What this task involves: In the listing below, locate the lines that hold "React" and copy them.
──────
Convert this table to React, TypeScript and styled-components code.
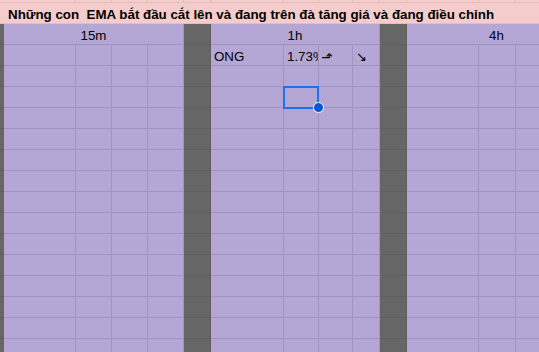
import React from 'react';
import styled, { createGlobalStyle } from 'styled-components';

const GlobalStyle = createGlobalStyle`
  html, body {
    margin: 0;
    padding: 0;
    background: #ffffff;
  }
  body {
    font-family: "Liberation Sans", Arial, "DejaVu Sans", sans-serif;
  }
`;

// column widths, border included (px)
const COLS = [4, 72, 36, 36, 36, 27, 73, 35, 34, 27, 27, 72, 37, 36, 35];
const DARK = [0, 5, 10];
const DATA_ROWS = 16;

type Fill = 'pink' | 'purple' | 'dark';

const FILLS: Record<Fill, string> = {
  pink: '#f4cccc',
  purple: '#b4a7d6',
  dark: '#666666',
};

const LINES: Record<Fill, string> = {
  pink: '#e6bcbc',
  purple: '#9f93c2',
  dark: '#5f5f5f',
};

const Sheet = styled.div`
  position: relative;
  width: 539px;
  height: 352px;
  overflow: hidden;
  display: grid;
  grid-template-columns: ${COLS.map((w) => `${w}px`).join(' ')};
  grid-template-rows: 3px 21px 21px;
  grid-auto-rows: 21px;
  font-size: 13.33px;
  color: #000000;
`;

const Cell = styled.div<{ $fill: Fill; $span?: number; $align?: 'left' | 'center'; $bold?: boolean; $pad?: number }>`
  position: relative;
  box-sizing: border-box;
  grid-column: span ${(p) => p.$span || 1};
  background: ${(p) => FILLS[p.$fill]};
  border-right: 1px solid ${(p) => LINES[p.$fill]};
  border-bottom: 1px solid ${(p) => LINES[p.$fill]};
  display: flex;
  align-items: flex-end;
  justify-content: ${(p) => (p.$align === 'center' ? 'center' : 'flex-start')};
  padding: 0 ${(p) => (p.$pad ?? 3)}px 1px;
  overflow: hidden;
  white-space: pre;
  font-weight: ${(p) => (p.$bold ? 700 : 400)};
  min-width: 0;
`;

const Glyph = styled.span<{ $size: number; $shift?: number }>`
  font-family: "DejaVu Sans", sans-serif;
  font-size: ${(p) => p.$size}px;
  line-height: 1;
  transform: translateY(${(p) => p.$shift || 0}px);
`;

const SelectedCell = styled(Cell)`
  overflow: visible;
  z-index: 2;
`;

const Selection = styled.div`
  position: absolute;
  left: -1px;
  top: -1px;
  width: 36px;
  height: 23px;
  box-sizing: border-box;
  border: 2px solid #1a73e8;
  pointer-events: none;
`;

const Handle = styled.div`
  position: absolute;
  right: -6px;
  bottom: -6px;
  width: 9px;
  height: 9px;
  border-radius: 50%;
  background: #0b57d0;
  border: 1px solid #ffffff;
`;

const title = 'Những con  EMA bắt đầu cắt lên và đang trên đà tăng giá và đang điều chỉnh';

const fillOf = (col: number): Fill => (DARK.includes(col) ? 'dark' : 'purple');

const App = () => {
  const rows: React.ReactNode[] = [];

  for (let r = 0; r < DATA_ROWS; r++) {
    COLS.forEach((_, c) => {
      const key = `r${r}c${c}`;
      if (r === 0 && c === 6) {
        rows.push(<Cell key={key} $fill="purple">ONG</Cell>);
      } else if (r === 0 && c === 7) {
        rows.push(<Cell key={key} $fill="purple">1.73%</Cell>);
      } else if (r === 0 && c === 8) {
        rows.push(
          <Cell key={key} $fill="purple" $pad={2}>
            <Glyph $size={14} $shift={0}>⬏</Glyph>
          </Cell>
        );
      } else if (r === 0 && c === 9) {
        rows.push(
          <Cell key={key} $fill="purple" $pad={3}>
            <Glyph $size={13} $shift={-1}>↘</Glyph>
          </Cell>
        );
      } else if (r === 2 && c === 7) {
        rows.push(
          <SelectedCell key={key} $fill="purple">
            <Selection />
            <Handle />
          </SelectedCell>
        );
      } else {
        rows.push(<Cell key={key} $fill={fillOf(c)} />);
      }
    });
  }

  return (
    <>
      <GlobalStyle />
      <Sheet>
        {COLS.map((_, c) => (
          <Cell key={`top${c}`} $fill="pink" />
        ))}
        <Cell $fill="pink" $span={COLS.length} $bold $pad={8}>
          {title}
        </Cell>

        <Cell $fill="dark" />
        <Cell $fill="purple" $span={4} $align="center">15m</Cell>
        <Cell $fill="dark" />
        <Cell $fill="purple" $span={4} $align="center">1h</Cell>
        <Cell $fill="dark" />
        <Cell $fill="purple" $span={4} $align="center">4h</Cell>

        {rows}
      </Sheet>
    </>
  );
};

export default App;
──────
Task output:
Convert this table to React, TypeScript and styled-components code.
import React from 'react';
  const rows: React.ReactNode[] = [];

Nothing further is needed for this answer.